Wogeno eG started with 11 members in 1992, and its membership has now grown to over 5,000 in 2017. The cooperative owns about 500 flats with an investment of 100million Euros, with members contributing about 40million Euros. On the other hand, Wagnis 1 is the first facility of the Wgnis Munchen eG, and has 92 apartments in 4 houses called a ‘small village’. Wagnis 4 has 53 apartments and 2 guest apartments in three houses.

 

Another unique thing to note in Munich is how urban space is maximally used for a wide range of purposes to improve urban livabiity. Guided tours of Wagnis 1 and 4 eG-owned flats showed building spaces that are fully maximized. In one building, the car and bicycle garage is located at the basement, the solar and plant gardens are on the roof top, common spaces for meetings are also located at the basement while a public partying arena is also at the rooftop. In another building, a children’s playground is on the rooftop, a supermarket on the first floor, and car garage at the basement. Common sitting or rest areas along the balcony of the buildings allow residents to interact more often and for kids to have more space for play.

 

What is clear from the above affordable delivery  models in Munich is that social housing is integrated in the urban housing policy.

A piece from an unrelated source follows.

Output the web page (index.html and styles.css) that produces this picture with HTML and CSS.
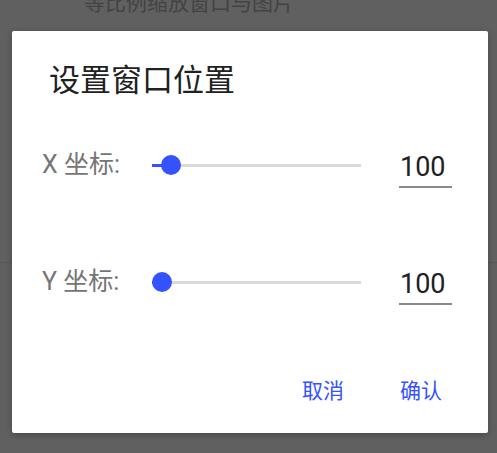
FILE: index.html
```html
<!DOCTYPE html>
<html lang="zh">
<head>
<meta charset="utf-8">
<title>设置窗口位置</title>
<link rel="stylesheet" href="styles.css">
</head>
<body>
<div class="page">
  <div class="page-title">等比例缩放窗口与图片</div>
  <div class="page-divider"></div>
</div>
<div class="dialog">
  <div class="dialog-title">设置窗口位置</div>
  <div class="row row-x">
    <div class="label">X 坐标:</div>
    <div class="slider">
      <div class="track"><div class="track-active" style="width:19px"></div></div>
      <div class="thumb" style="left:9px"></div>
    </div>
    <div class="value">100</div>
  </div>
  <div class="row row-y">
    <div class="label">Y 坐标:</div>
    <div class="slider">
      <div class="track"><div class="track-active" style="width:10px"></div></div>
      <div class="thumb" style="left:0px"></div>
    </div>
    <div class="value">100</div>
  </div>
  <div class="actions">
    <div class="btn">取消</div>
    <div class="btn">确认</div>
  </div>
</div>
</body>
</html>
```
FILE: styles.css
```css
* { box-sizing: border-box; }
html, body {
  margin: 0;
  padding: 0;
  width: 497px;
  height: 453px;
  overflow: hidden;
}
body {
  background: #606060;
  font-family: Roboto, "Noto Sans CJK SC", sans-serif;
  position: relative;
}
.page-title {
  margin-top: -9px;
  padding-left: 84px;
  font-size: 21px;
  line-height: 24px;
  color: #434343;
}
.page-divider {
  margin-top: 247px;
  height: 1px;
  background: #585858;
}
.dialog {
  position: absolute;
  left: 12px;
  top: 31px;
  width: 476px;
  background: #ffffff;
  border-radius: 2px;
  box-shadow: 0 2px 6px rgba(0,0,0,0.25);
  padding: 32px 0 30px;
}
.dialog-title {
  padding-left: 37px;
  font-size: 31px;
  line-height: 36px;
  color: #212121;
}
.row {
  display: flex;
  align-items: center;
  height: 46px;
  padding-left: 30px;
}
.row-x { margin-top: 43px; }
.row-y { margin-top: 71px; }
.label {
  width: 110px;
  font-size: 25px;
  line-height: 30px;
  color: #757575;
}
.slider {
  position: relative;
  width: 209px;
  height: 20px;
  display: flex;
  align-items: center;
}
.track {
  width: 100%;
  height: 3px;
  background: #d9d9d9;
}
.track-active {
  height: 3px;
  background: #3452ff;
}
.thumb {
  position: absolute;
  top: 0;
  width: 20px;
  height: 20px;
  border-radius: 50%;
  background: #3452ff;
}
.value {
  margin-left: 38px;
  width: 53px;
  padding: 9px 0 3px 1px;
  font-size: 27px;
  line-height: 32px;
  color: #212121;
  border-bottom: 2px solid #8a8a8a;
}
.actions {
  margin-top: 74px;
  display: flex;
  justify-content: flex-end;
  gap: 56px;
  padding-right: 46px;
}
.btn {
  font-size: 21px;
  line-height: 24px;
  color: #3452ff;
}
```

Every housing development project is required to have a social housing component which allows for the integration of different income groups into the same environment.  There are important lessons for Nigeria to learn from these affordable housing delivery models in Germany. Awareness about the concept of affordable housing is generally low in Nigeria, especially as most developers have been concentrating on high end clients, thereby widening the housing deficit, with the poor bearing a disproportionate share of this burden. SPACES FOR CHANGE is more determined than ever to create awareness on alternative housing delivery techniques, ensuring that state and private sector practitioners use the information to better the lives of the urban poor in Nigeria.